All of the material below is to be repeated exactly.

-------- DATA EXTRACT

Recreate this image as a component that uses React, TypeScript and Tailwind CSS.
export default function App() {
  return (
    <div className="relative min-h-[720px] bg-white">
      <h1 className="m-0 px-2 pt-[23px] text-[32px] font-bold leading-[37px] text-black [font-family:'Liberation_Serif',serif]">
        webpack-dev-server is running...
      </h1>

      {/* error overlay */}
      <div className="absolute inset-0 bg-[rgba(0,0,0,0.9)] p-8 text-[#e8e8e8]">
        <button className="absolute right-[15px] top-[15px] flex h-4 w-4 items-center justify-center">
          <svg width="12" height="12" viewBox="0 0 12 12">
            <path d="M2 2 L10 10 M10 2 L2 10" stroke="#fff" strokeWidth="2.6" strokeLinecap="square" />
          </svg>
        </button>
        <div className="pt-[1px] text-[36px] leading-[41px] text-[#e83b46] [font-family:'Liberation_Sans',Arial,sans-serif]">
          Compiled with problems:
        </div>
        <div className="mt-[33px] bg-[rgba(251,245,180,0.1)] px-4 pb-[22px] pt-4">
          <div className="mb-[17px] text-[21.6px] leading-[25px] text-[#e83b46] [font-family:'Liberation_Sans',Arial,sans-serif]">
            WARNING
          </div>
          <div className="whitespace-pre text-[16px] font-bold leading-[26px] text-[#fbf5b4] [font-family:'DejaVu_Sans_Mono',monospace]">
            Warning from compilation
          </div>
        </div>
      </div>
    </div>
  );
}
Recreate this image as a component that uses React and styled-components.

----------------

RESPONSE>
Recreate this image as a component that uses React, TypeScript and Tailwind CSS.
export default function App() {
  return (
    <div className="relative min-h-[720px] bg-white">
      <h1 className="m-0 px-2 pt-[23px] text-[32px] font-bold leading-[37px] text-black [font-family:'Liberation_Serif',serif]">
        webpack-dev-server is running...
      </h1>

      {/* error overlay */}
      <div className="absolute inset-0 bg-[rgba(0,0,0,0.9)] p-8 text-[#e8e8e8]">
        <button className="absolute right-[15px] top-[15px] flex h-4 w-4 items-center justify-center">
          <svg width="12" height="12" viewBox="0 0 12 12">
            <path d="M2 2 L10 10 M10 2 L2 10" stroke="#fff" strokeWidth="2.6" strokeLinecap="square" />
          </svg>
        </button>
        <div className="pt-[1px] text-[36px] leading-[41px] text-[#e83b46] [font-family:'Liberation_Sans',Arial,sans-serif]">
          Compiled with problems:
        </div>
        <div className="mt-[33px] bg-[rgba(251,245,180,0.1)] px-4 pb-[22px] pt-4">
          <div className="mb-[17px] text-[21.6px] leading-[25px] text-[#e83b46] [font-family:'Liberation_Sans',Arial,sans-serif]">
            WARNING
          </div>
          <div className="whitespace-pre text-[16px] font-bold leading-[26px] text-[#fbf5b4] [font-family:'DejaVu_Sans_Mono',monospace]">
            Warning from compilation
          </div>
        </div>
      </div>
    </div>
  );
}
Recreate this image as a component that uses React and styled-components.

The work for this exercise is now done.